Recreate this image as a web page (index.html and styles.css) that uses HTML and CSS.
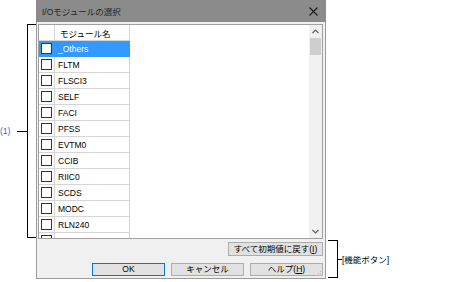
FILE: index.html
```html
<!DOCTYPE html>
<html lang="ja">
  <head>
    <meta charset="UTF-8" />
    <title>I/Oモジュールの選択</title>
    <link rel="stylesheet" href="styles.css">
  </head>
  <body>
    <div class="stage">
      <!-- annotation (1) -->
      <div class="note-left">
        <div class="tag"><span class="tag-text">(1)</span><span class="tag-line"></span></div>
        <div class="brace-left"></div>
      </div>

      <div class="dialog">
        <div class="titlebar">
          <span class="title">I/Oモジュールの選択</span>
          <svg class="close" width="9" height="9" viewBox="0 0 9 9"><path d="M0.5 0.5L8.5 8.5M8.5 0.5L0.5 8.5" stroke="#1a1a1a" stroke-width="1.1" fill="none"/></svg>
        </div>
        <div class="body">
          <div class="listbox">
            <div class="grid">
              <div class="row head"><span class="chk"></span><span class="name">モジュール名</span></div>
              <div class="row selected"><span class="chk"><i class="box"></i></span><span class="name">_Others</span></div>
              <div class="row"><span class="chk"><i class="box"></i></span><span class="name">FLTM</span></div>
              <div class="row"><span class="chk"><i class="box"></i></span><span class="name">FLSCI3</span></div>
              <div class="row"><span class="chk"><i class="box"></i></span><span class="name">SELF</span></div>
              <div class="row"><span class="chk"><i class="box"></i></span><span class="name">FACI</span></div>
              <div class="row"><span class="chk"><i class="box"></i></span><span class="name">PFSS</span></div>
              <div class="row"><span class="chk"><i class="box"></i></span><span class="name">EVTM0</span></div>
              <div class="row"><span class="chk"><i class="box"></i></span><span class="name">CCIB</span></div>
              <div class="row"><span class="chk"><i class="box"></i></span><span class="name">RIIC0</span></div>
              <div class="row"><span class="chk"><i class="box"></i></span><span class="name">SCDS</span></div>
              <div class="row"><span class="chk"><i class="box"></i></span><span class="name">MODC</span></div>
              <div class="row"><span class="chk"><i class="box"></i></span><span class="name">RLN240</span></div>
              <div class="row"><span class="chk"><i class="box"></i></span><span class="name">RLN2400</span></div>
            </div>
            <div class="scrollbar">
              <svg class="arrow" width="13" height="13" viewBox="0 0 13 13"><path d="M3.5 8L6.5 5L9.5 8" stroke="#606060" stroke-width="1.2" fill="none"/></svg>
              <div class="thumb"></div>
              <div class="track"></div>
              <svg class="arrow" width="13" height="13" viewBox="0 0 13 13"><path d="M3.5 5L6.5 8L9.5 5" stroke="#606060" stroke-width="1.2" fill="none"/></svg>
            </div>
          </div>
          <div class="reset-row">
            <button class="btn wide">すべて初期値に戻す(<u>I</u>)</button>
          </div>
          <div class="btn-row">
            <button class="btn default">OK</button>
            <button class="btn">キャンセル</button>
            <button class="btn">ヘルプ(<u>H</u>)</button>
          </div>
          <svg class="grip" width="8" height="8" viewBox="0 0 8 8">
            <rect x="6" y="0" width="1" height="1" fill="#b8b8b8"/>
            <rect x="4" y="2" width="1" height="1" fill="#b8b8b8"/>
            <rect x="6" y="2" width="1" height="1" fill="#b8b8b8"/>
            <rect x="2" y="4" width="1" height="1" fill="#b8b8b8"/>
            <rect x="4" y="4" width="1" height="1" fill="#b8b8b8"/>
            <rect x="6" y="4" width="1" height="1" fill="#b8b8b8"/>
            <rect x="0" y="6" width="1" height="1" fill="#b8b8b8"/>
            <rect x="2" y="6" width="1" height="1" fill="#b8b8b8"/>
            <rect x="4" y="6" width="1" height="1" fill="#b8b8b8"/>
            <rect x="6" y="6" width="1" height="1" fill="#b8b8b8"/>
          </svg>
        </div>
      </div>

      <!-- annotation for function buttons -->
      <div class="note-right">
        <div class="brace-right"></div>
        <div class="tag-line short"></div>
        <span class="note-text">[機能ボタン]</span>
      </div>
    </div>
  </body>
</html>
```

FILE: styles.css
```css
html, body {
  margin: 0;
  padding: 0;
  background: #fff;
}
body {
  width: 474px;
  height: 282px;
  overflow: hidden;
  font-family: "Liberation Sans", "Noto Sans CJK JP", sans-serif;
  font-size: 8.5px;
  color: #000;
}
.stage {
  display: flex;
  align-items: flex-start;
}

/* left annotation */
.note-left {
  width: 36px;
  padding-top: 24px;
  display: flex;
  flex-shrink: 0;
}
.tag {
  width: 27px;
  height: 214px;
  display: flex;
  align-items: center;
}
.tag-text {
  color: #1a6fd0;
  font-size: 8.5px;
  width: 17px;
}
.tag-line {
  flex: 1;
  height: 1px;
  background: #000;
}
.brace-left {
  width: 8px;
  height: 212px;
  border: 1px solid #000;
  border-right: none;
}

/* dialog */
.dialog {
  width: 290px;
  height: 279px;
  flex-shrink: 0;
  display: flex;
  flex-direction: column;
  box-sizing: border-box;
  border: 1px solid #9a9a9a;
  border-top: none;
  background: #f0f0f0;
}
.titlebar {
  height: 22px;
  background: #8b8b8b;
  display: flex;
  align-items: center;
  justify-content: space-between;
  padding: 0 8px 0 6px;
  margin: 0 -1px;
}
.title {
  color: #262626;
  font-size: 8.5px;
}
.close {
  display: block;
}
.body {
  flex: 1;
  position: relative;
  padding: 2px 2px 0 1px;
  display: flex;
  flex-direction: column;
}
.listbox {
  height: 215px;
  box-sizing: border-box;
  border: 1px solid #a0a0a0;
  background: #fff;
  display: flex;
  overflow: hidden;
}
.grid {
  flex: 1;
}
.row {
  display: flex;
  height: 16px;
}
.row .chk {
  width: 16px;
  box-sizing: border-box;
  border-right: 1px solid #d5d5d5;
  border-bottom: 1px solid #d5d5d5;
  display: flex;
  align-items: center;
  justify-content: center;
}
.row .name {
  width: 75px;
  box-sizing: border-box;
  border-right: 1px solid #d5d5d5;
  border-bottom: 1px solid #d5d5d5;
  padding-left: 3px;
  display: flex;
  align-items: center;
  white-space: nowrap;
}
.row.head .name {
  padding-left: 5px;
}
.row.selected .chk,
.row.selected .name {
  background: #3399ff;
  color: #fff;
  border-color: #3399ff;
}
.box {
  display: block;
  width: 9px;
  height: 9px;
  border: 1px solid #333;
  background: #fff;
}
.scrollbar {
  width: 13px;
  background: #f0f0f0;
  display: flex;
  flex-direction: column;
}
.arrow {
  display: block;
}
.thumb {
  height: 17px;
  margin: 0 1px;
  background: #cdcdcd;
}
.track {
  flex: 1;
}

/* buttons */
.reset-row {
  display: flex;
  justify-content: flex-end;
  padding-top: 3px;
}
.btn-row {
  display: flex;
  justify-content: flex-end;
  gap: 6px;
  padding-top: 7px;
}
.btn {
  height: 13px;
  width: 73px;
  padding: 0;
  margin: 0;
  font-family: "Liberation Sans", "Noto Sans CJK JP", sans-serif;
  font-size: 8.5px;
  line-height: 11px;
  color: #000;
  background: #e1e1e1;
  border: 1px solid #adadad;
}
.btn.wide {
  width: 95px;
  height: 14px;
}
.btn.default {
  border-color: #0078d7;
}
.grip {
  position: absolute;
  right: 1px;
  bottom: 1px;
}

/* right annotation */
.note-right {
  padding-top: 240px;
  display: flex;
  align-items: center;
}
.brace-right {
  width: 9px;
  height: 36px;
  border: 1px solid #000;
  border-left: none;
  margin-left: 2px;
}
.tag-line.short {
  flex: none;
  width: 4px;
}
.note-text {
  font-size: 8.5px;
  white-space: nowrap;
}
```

::::::::::

**REQUIRED WORK**
Return each line that includes "index".

**WRITTEN SOLUTION**
Recreate this image as a web page (index.html and styles.css) that uses HTML and CSS.
FILE: index.html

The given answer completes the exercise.